* start *

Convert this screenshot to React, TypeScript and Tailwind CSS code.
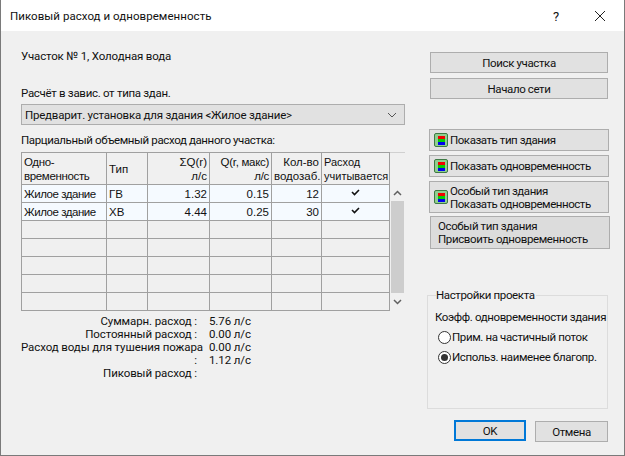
import React from "react";

const rows = [
  { name: "Жилое здание", type: "ГВ", sum: "1.32", max: "0.15", count: "12" },
  { name: "Жилое здание", type: "ХВ", sum: "4.44", max: "0.25", count: "30" },
];

function CheckMark() {
  return (
    <svg width="9" height="7" viewBox="0 0 9 7" className="mx-auto -translate-y-[1px]">
      <path d="M1 3l2.5 2.5L8 1" fill="none" stroke="#111" strokeWidth="1.6" />
    </svg>
  );
}

function ColorIcon() {
  return (
    <span className="flex h-[14px] w-[14px] shrink-0 flex-col items-center justify-center rounded-[2px] border border-[#3f7a45] bg-[#8fcf8f]">
      <span className="h-[3px] w-[7px] bg-[#f00000]" />
      <span className="h-[3px] w-[7px] bg-[#00d000]" />
      <span className="h-[3px] w-[7px] bg-[#0000f0]" />
    </span>
  );
}

function PlainButton({ label, className = "" }: { label: string; className?: string }) {
  return (
    <button className={`h-[21px] w-[178px] border border-[#adadad] bg-[#e1e1e1] pt-px text-center ${className}`}>
      {label}
    </button>
  );
}

function IconButton({ lines, className = "" }: { lines: string[]; className?: string }) {
  return (
    <div className={`flex w-[180px] items-center gap-[2px] border border-[#adadad] bg-[#e1e1e1] pl-[4px] tracking-[-0.45px] ${className}`}>
      <ColorIcon />
      <div className="whitespace-nowrap pt-px leading-[13px]">
        {lines.map((l) => (
          <div key={l}>{l}</div>
        ))}
      </div>
    </div>
  );
}

function Radio({ label, checked }: { label: string; checked?: boolean }) {
  return (
    <div className="flex h-[20px] items-center gap-[1px] pl-[3px]">
      <span className="flex h-[13px] w-[13px] items-center justify-center rounded-full border border-[#333] bg-white">
        {checked && <span className="h-[7px] w-[7px] rounded-full bg-[#333]" />}
      </span>
      <span className="whitespace-nowrap">{label}</span>
    </div>
  );
}

const cell = "border border-[#a0a0a0] px-[2px] align-middle whitespace-nowrap";

export default function App() {
  return (
    <div className="flex h-[456px] w-[625px] flex-col overflow-hidden border-x border-b border-[#7a7a7a] bg-[#f0f0f0] font-['Roboto',sans-serif] text-[11.5px] leading-[13px] tracking-[-0.38px] text-[#111]">
      {/* Title bar */}
      <div className="flex h-[31px] shrink-0 items-center bg-white pl-[9px] pt-[1px]">
        <span className="flex-1 tracking-[0.05px]">Пиковый расход и одновременность</span>
        <span className="w-[14px] text-center text-[13px]">?</span>
        <svg width="12" height="12" viewBox="0 0 12 12" className="ml-[31px] mr-[18px]">
          <path d="M1 1l10 10M11 1L1 11" stroke="#222" strokeWidth="1" />
        </svg>
      </div>

      <div className="flex flex-1">
        {/* Left side */}
        <div className="ml-[20px] flex w-[384px] flex-col">
          <div className="mt-[19px] tracking-[-0.15px]">Участок № 1, Холодная вода</div>
          <div className="mt-[24px] tracking-[-0.3px]">Расчёт в завис. от типа здан.</div>
          <div className="mt-[4px] flex h-[21px] items-center justify-between border border-[#adadad] bg-[#e1e1e1] pl-[3px] pr-[7px]">
            <span className="pt-px tracking-[-0.22px]">Предварит. установка для здания &lt;Жилое здание&gt;</span>
            <svg width="10" height="6" viewBox="0 0 10 6">
              <path d="M1 1l4 4 4-4" fill="none" stroke="#555" strokeWidth="1" />
            </svg>
          </div>
          <div className="mt-[9px]">Парциальный объемный расход данного участка:</div>

          {/* Grid */}
          <div className="mt-[5px] flex font-['Liberation_Sans',sans-serif] text-[11.5px] leading-[14px] tracking-normal">
            <table className="w-[368px] table-fixed border-collapse">
              <colgroup>
                <col className="w-[85px]" />
                <col className="w-[41px]" />
                <col className="w-[62px]" />
                <col className="w-[62px]" />
                <col className="w-[50px]" />
                <col className="w-[68px]" />
              </colgroup>
              <thead>
                <tr className="h-[32px] font-normal">
                  <th className={`${cell} text-left font-normal tracking-[-0.35px]`}>Одно-<br />временность</th>
                  <th className={`${cell} text-left font-normal`}>Тип</th>
                  <th className={`${cell} text-right font-normal`}>ΣQ(r)<br />л/с</th>
                  <th className={`${cell} text-right font-normal tracking-[-0.3px]`}>Q(r, макс)<br />л/с</th>
                  <th className={`${cell} px-[1px] text-right font-normal`}>Кол-во<br />водозаб.</th>
                  <th className={`${cell} px-[1px] text-left text-[11px] font-normal`}>Расход<br />учитывается</th>
                </tr>
              </thead>
              <tbody>
                {rows.map((r, i) => (
                  <tr key={i} className="h-[18px] bg-[#f5faff]">
                    <td className={`${cell} tracking-[-0.45px]`}>{r.name}</td>
                    <td className={cell}>{r.type}</td>
                    <td className={`${cell} text-right`}>{r.sum}</td>
                    <td className={`${cell} text-right`}>{r.max}</td>
                    <td className={`${cell} text-right`}>{r.count}</td>
                    <td className={cell}><CheckMark /></td>
                  </tr>
                ))}
                {[0, 1, 2, 3, 4].map((i) => (
                  <tr key={i} className="h-[18px]">
                    {[0, 1, 2, 3, 4, 5].map((c) => (
                      <td key={c} className={cell} />
                    ))}
                  </tr>
                ))}
              </tbody>
            </table>
            {/* Scrollbar */}
            <div className="flex w-[17px] flex-col">
              <div className="h-[32px] border-t border-[#d0d0d0]" />
              <div className="flex h-[17px] items-center justify-center">
                <svg width="9" height="6" viewBox="0 0 9 6">
                  <path d="M1 5l3.5-3.5L8 5" fill="none" stroke="#606060" strokeWidth="1.5" />
                </svg>
              </div>
              <div className="mx-px h-[92px] bg-[#cdcdcd]" />
              <div className="flex h-[17px] items-center justify-center">
                <svg width="9" height="6" viewBox="0 0 9 6">
                  <path d="M1 1l3.5 3.5L8 1" fill="none" stroke="#606060" strokeWidth="1.5" />
                </svg>
              </div>
            </div>
          </div>

          {/* Summary */}
          <div className="mt-[4px] flex gap-[12px] tracking-[-0.1px]">
            <div className="w-[176px] whitespace-nowrap text-right">
              <div>Суммарн. расход :</div>
              <div>Постоянный расход :</div>
              <div>Расход воды для тушения пожара</div>
              <div>:</div>
              <div>Пиковый расход :</div>
            </div>
            <div>
              <div>5.76 л/с</div>
              <div>0.00 л/с</div>
              <div>0.00 л/с</div>
              <div>1.12 л/с</div>
            </div>
          </div>
        </div>

        {/* Right side */}
        <div className="ml-[24px] flex flex-1 flex-col items-start">
          <PlainButton label="Поиск участка" className="ml-px mt-[21px]" />
          <PlainButton label="Начало сети" className="ml-px mt-[5px]" />
          <IconButton lines={["Показать тип здания"]} className="mt-[30px] h-[22px]" />
          <IconButton lines={["Показать одновременность"]} className="mt-[4px] h-[22px]" />
          <IconButton lines={["Особый тип здания", "Показать одновременность"]} className="mt-[4px] h-[32px]" />
          <div className="ml-px mt-[3px] flex h-[33px] w-[180px] flex-col justify-center border border-[#adadad] bg-[#dcdcdc] pl-[7px]">
            <div>Особый тип здания</div>
            <div>Присвоить одновременность</div>
          </div>

          {/* Project settings group */}
          <fieldset className="mt-[40px] h-[120px] w-[181px] -translate-x-[2px] border border-[#dcdcdc] pl-[7px]">
            <legend className="ml-[1px] bg-[#f0f0f0] pr-[1px]">Настройки проекта</legend>
            <div className="mt-[9px] whitespace-nowrap">Коэфф. одновременности здания</div>
            <div className="mt-[3px]">
              <Radio label="Прим. на частичный поток" />
              <Radio label="Использ. наименее благопр." checked />
            </div>
          </fieldset>

          <div className="mt-[11px] flex w-[179px] items-start justify-end gap-[9px]">
            <button className="h-[21px] w-[72px] border-2 border-[#0078d7] bg-[#e1e1e1] pt-px">OK</button>
            <button className="mt-px h-[21px] w-[73px] border border-[#adadad] bg-[#e1e1e1] pt-px">Отмена</button>
          </div>
        </div>
      </div>
    </div>
  );
}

* end *

▸ TASK BRIEF:
Restate, line by line and word for word, everything from the top of the material through the line that contains "border-[#a0a0a0] px-[2px] align-middle". Leave pictures out.

▸ FINAL RESULT:
Convert this screenshot to React, TypeScript and Tailwind CSS code.
import React from "react";

const rows = [
  { name: "Жилое здание", type: "ГВ", sum: "1.32", max: "0.15", count: "12" },
  { name: "Жилое здание", type: "ХВ", sum: "4.44", max: "0.25", count: "30" },
];

function CheckMark() {
  return (
    <svg width="9" height="7" viewBox="0 0 9 7" className="mx-auto -translate-y-[1px]">
      <path d="M1 3l2.5 2.5L8 1" fill="none" stroke="#111" strokeWidth="1.6" />
    </svg>
  );
}

function ColorIcon() {
  return (
    <span className="flex h-[14px] w-[14px] shrink-0 flex-col items-center justify-center rounded-[2px] border border-[#3f7a45] bg-[#8fcf8f]">
      <span className="h-[3px] w-[7px] bg-[#f00000]" />
      <span className="h-[3px] w-[7px] bg-[#00d000]" />
      <span className="h-[3px] w-[7px] bg-[#0000f0]" />
    </span>
  );
}

function PlainButton({ label, className = "" }: { label: string; className?: string }) {
  return (
    <button className={`h-[21px] w-[178px] border border-[#adadad] bg-[#e1e1e1] pt-px text-center ${className}`}>
      {label}
    </button>
  );
}

function IconButton({ lines, className = "" }: { lines: string[]; className?: string }) {
  return (
    <div className={`flex w-[180px] items-center gap-[2px] border border-[#adadad] bg-[#e1e1e1] pl-[4px] tracking-[-0.45px] ${className}`}>
      <ColorIcon />
      <div className="whitespace-nowrap pt-px leading-[13px]">
        {lines.map((l) => (
          <div key={l}>{l}</div>
        ))}
      </div>
    </div>
  );
}

function Radio({ label, checked }: { label: string; checked?: boolean }) {
  return (
    <div className="flex h-[20px] items-center gap-[1px] pl-[3px]">
      <span className="flex h-[13px] w-[13px] items-center justify-center rounded-full border border-[#333] bg-white">
        {checked && <span className="h-[7px] w-[7px] rounded-full bg-[#333]" />}
      </span>
      <span className="whitespace-nowrap">{label}</span>
    </div>
  );
}

const cell = "border border-[#a0a0a0] px-[2px] align-middle whitespace-nowrap";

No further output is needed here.